三、G20の権威と影響力
G20の構成をみれば、それが世界の実務で巨大な影響力を発揮する国家の集まりということが分かり、国連安全保障理事会常任理事5カ国、世界の経済トップ5、世界の人口上位5カ国、5大新興国のBRICSがいずれも加盟している。
G20は加盟国が世界5大陸に跨り、国内総生産(GDP)の合計が世界経済の90%、貿易額が世界の80%、人口も世界の3分の2を占める。この影響度の大きさがあるためにG20はG7にとって代わり、世界経済協力の主要フォーラムとなった。
改めてG20の活動をみると、コーディネーター会議から作業部会、外相会議、財務大臣・中央銀行総裁会議とあって、最後には20カ国・地域の首脳会議(サミット)が続く。G20サミットは世界の最も影響力ある首脳20人が対話する場と言っても過言ではない。このような「重量級」の対話は当然、世界の金融や貿易に非常に大きな影響を及ぼし、世界の注目を集めることになる。
四、G20の多様性と包括性
G20加盟国の所在地域、所得水準、政治的立場、経済構造、人口には大きな違いがあり、G20に参加する各種団体が観点の多様性をさらに増やした。各国の成長プロセスや発展段階が異なるため、お互いに共有し、参考にできる点がたくさんある。

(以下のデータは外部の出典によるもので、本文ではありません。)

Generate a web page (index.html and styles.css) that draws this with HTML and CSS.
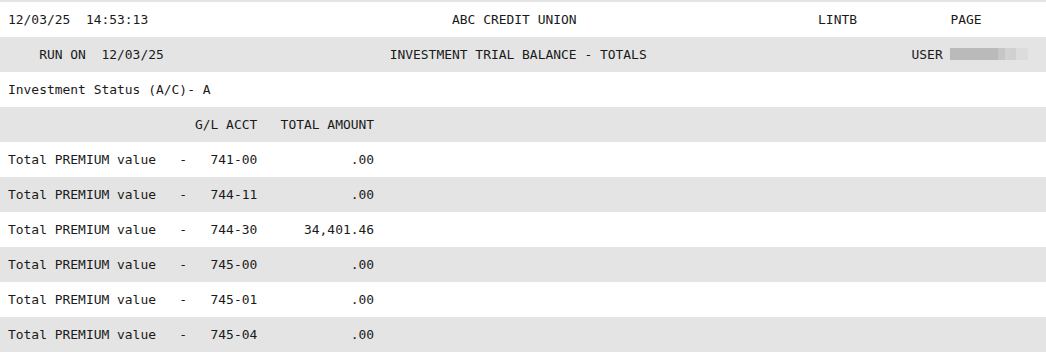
FILE: index.html
```html
<!DOCTYPE html>
<html lang="en">
<head>
<meta charset="utf-8">
<title>Investment Trial Balance - Totals</title>
<link rel="stylesheet" href="styles.css">
</head>
<body>
<main class="report">
<div class="line">12/03/25  14:53:13                                       ABC CREDIT UNION                               LINTB            PAGE</div>
<div class="line shade">    RUN ON  12/03/25                             INVESTMENT TRIAL BALANCE - TOTALS                                  USER <span class="redact"><i class="r1"></i><i class="r2"></i><i class="r3"></i><i class="r4"></i><i class="r5"></i></span></div>
<div class="line">Investment Status (A/C)- A</div>
<div class="line shade">                        G/L ACCT   TOTAL AMOUNT</div>
<div class="line">Total PREMIUM value   -   741-00            .00</div>
<div class="line shade">Total PREMIUM value   -   744-11            .00</div>
<div class="line">Total PREMIUM value   -   744-30      34,401.46</div>
<div class="line shade">Total PREMIUM value   -   745-00            .00</div>
<div class="line">Total PREMIUM value   -   745-01            .00</div>
<div class="line shade">Total PREMIUM value   -   745-04            .00</div>
</main>
</body>
</html>
```
FILE: styles.css
```css
html, body {
  margin: 0;
  padding: 0;
  background: #ffffff;
}

.report {
  display: flex;
  flex-direction: column;
  border-top: 2px solid #e4e4e4;
  font-family: "DejaVu Sans Mono", "Liberation Mono", monospace;
  font-size: 12.95px;
  color: #1a1a1a;
}

.line {
  height: 35px;
  line-height: 35px;
  padding-left: 8px;
  white-space: pre;
  overflow: hidden;
}

.shade {
  background: #e4e4e4;
}

.redact {
  display: inline-flex;
  vertical-align: middle;
  height: 12px;
  margin-top: -3px;
}

.redact i {
  display: block;
  height: 12px;
}

.r1 { width: 48px; background: #bababa; }
.r2 { width: 7px; background: #c6c6c6; }
.r3 { width: 4px; background: #d2d2d2; }
.r4 { width: 7px; background: #d0d0d0; }
.r5 { width: 12px; background: #dcdcdc; }
```
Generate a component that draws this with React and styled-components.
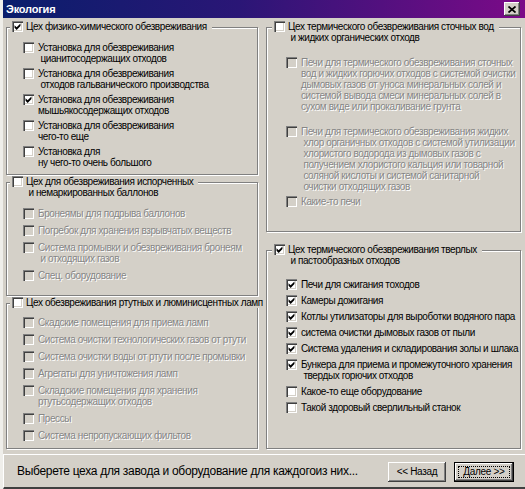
import React from 'react';
import styled, { createGlobalStyle, css } from 'styled-components';

const GlobalStyle = createGlobalStyle`
    html, body {
        margin: 0;
        padding: 0;
        background: #d4d0c8;
    }
    * {
        box-sizing: border-box;
    }
`;

const FACE = '#d4d0c8';

const Window = styled.div`
    width: 525px;
    height: 489px;
    display: flex;
    flex-direction: column;
    background: ${FACE};
    border-left: 3px solid #efeeea;
    font-family: "Liberation Sans", Arial, sans-serif;
    font-size: 10px;
    letter-spacing: -0.4px;
    color: #000;
    overflow: hidden;
`;

const TitleBar = styled.div`
    height: 18px;
    flex: none;
    display: flex;
    align-items: center;
    padding: 0 5px 0 3px;
    background: linear-gradient(90deg, #0a1e6c 0%, #2a1676 45%, #7c0a88 100%);
`;

const TitleText = styled.span`
    color: #fff;
    font-weight: 700;
    font-size: 11px;
    letter-spacing: -0.2px;
`;

const CloseButton = styled.button`
    margin-left: auto;
    width: 16px;
    height: 14px;
    padding: 0;
    border: 0;
    display: flex;
    align-items: center;
    justify-content: center;
    background: ${FACE};
    box-shadow: inset -1px -1px #404040, inset 1px 1px #fff, inset -2px -2px #808080;
`;

const Body = styled.div`
    display: grid;
    grid-template-columns: 252px 255px;
    column-gap: 8px;
    padding: 3px 4px 0 3px;
    height: 433px;
    flex: none;
`;

const Column = styled.div`
    display: flex;
    flex-direction: column;
`;

const Group = styled.section`
    height: ${p => p.$h}px;
    margin-top: ${p => p.$top}px;
    border: 1px solid #808080;
    box-shadow: inset 1px 1px #fff, 1px 1px #fff;
    display: flex;
    flex-direction: column;
`;

const GroupHeader = styled.div`
    display: flex;
    align-items: flex-start;
    align-self: flex-start;
    gap: 3px;
    margin: -7px 0 0 ${p => p.$left}px;
    padding: 0 5px 0 2px;
    background: ${FACE};
    line-height: 11px;
`;

const ItemList = styled.div`
    display: flex;
    flex-direction: column;
    gap: ${p => p.$gap}px;
    padding: ${p => p.$top}px 0 0 ${p => p.$left}px;
`;

const CheckRow = styled.div`
    display: flex;
    align-items: flex-start;
    gap: 4px;
    margin-top: ${p => p.$mt || 0}px;
    line-height: 11px;
`;

const Box = styled.span`
    flex: none;
    width: 11px;
    height: 11px;
    display: block;
    background: ${p => (p.$disabled ? FACE : '#fff')};
    box-shadow: inset 1px 1px #808080, inset 2px 2px #404040, inset -1px -1px #fff, inset -2px -2px ${FACE};
`;

const Label = styled.span`
    white-space: pre;
    ${p => p.$disabled && css`
        color: #868686;
        text-shadow: 1px 1px 0 #fff;
    `}
`;

const StatusBar = styled.div`
    flex: 1;
    margin-top: 3px;
    display: flex;
    align-items: center;
    padding: 0 11px 0 13px;
    border-top: 1px solid #fff;
    border-left: 1px solid #fff;
    border-bottom: 2px solid #404040;
`;

const StatusText = styled.span`
    font-size: 12px;
    letter-spacing: -0.3px;
`;

const Buttons = styled.div`
    margin-left: auto;
    display: flex;
    gap: 8px;
    margin-top: 1px;
`;

const Button = styled.button`
    height: 20px;
    width: ${p => p.$w}px;
    padding: 0;
    font-family: "Liberation Sans", Arial, sans-serif;
    font-size: 10px;
    letter-spacing: -0.3px;
    color: #000;
    background: ${FACE};
    border: ${p => (p.$default ? '1px solid #000' : '0')};
    box-shadow: inset -1px -1px #404040, inset 1px 1px #fff, inset -2px -2px #808080;
    ${p => p.$default && css`
        outline: 1px dotted #000;
        outline-offset: -5px;
    `}
`;

const Check = ({ checked, disabled }) => (
    <Box $disabled={disabled}>
        {checked && (
            <svg width="11" height="11" viewBox="0 0 13 13">
                <polygon points="3,5 5.5,7.5 10,3 10,6 5.5,10.5 3,8" fill={disabled ? '#808080' : '#000'} />
            </svg>
        )}
    </Box>
);

const Item = ({ text, checked, disabled, mt }) => (
    <CheckRow $mt={mt}>
        <Check checked={checked} disabled={disabled} />
        <Label $disabled={disabled}>{Array.isArray(text) ? text.join('\n') : text}</Label>
    </CheckRow>
);

const GroupBox = ({ title, checked, h, top, headLeft, list }) => (
    <Group $h={h} $top={top}>
        <GroupHeader $left={headLeft}>
            <Check checked={checked} />
            <Label>{Array.isArray(title) ? title.join('\n') : title}</Label>
        </GroupHeader>
        <ItemList $gap={list.gap} $top={list.top} $left={list.left}>
            {list.items.map((it, id) => <Item key={id} {...it} />)}
        </ItemList>
    </Group>
);

const leftGroups = [
    {
        title: 'Цех физико-химического обезвреживания',
        checked: true, h: 148, top: 6, headLeft: 3,
        list: {
            gap: 4, top: 10, left: 16,
            items: [
                { text: ['Установка для обезвреживания', ' цианитосодержащих отходов'] },
                { text: ['Установка для обезвреживания', ' отходов гальванического производства'] },
                { text: ['Установка для обезвреживания', 'мышьякосодержащих отходов'], checked: true },
                { text: ['Установка для обезвреживания', 'чего-то еще'] },
                { text: ['Установка для', 'ну чего-то очень большого'] },
            ],
        },
    },
    {
        title: ['Цех для обезвреживания испорченных', ' и немаркированных баллонов'],
        checked: false, h: 114, top: 7, headLeft: 3,
        list: {
            gap: 6, top: 10, left: 16,
            items: [
                { text: 'Бронеямы для подрыва баллонов', disabled: true },
                { text: 'Погребок для хранения взрывчатых веществ', disabled: true },
                { text: ['Система промывки и обезвреживания бронеям', ' и отходящих газов'], disabled: true },
                { text: 'Спец. оборудование', disabled: true },
            ],
        },
    },
    {
        title: 'Цех обезвреживания ртутных и люминисцентных ламп',
        checked: false, h: 146, top: 7, headLeft: 3,
        list: {
            gap: 6, top: 9, left: 16,
            items: [
                { text: 'Скадские помещения для приема ламп', disabled: true },
                { text: 'Система очистки технологических газов от ртути', disabled: true },
                { text: 'Система очистки воды от ртути после промывки', disabled: true },
                { text: 'Агрегаты для уничтожения ламп', disabled: true },
                { text: ['Складские помещения для хранения', 'ртутьсодержащих отходов'], disabled: true },
                { text: 'Прессы', disabled: true },
                { text: 'Система непропускающих фильтов', disabled: true },
            ],
        },
    },
];

const rightGroups = [
    {
        title: ['Цех термического обезвреживания сточных вод', ' и жидких органических отходв'],
        checked: false, h: 205, top: 6, headLeft: 5,
        list: {
            gap: 4, top: 14, left: 19,
            items: [
                {
                    text: [
                        'Печи для термического обезвреживания сточных',
                        'вод и жидких горючих отходов с системой очистки',
                        'дымовых газов от уноса минеральных солей и',
                        'системой вывода смеси минеральных солей в',
                        'сухом виде или прокаливание грунта',
                    ],
                    disabled: true,
                },
                {
                    text: [
                        'Печи для термического обезвреживания жидких',
                        ' хлор органичных отходов с системой утилизации',
                        ' хлористого водорода из дымовых газов с',
                        ' получением хлористого кальция или товарной',
                        ' соляной кислоты и системой санитарной',
                        ' очистки отходящих газов',
                    ],
                    disabled: true, mt: 10,
                },
                { text: 'Какие-то печи', disabled: true },
            ],
        },
    },
    {
        title: ['Цех термического обезвреживания тверлых', ' и пастообразных отходов'],
        checked: true, h: 199, top: 18, headLeft: 5,
        list: {
            gap: 5, top: 13, left: 19,
            items: [
                { text: 'Печи для сжигания тоходов', checked: true },
                { text: 'Камеры дожигания', checked: true },
                { text: 'Котлы утилизаторы для выроботки водяного пара', checked: true },
                { text: 'система очистки дымовых газов от пыли', checked: true },
                { text: 'Система удаления и складирования золы и шлака', checked: true },
                { text: ['Бункера для приема и промежуточного хранения', ' твердых горючих отходов'], checked: true },
                { text: 'Какое-то еще оборудование' },
                { text: 'Такой здоровый сверлильный станок' },
            ],
        },
    },
];

const App = () => {
    return (
        <>
            <GlobalStyle />
            <Window>
                <TitleBar>
                    <TitleText>Экология</TitleText>
                    <CloseButton aria-label="Закрыть">
                        <svg width="8" height="7" viewBox="0 0 8 7">
                            <path d="M0.5 0.5 L7.5 6.5 M7.5 0.5 L0.5 6.5" stroke="#000" strokeWidth="1.7" />
                        </svg>
                    </CloseButton>
                </TitleBar>
                <Body>
                    <Column>
                        {leftGroups.map((g, id) => <GroupBox key={id} {...g} />)}
                    </Column>
                    <Column>
                        {rightGroups.map((g, id) => <GroupBox key={id} {...g} />)}
                    </Column>
                </Body>
                <StatusBar>
                    <StatusText>Выберете цеха для завода и оборудование для каждогоиз них...</StatusText>
                    <Buttons>
                        <Button $w={58}>&lt;&lt; Назад</Button>
                        <Button $w={60} $default>Далее &gt;&gt;</Button>
                    </Buttons>
                </StatusBar>
            </Window>
        </>
    );
};

export default App;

G20の規模は国連や世界銀行と比べものにならないが、包括性は非常に大きい。アジアインフラ投資銀行は地域発展に注力し、BRICSは一部の新興国自身の協調システムだ。上海協力機構は地域の平和安定を最優先に位置付ける。環太平洋パートナーシップ(TPP)ついては米国など少数の国家が現行システムからの脱却を目指すもので、別な手段を講じる排他的な小集団と言えるだろう。ここからわかるようにG20は、カバーする範囲や着目点だけでなく代表性という点からみても、包括性と互恵の特長を最も持つ対話システムで、これが国際社会の注目と信頼を受ける重要な要因の一つとなっている。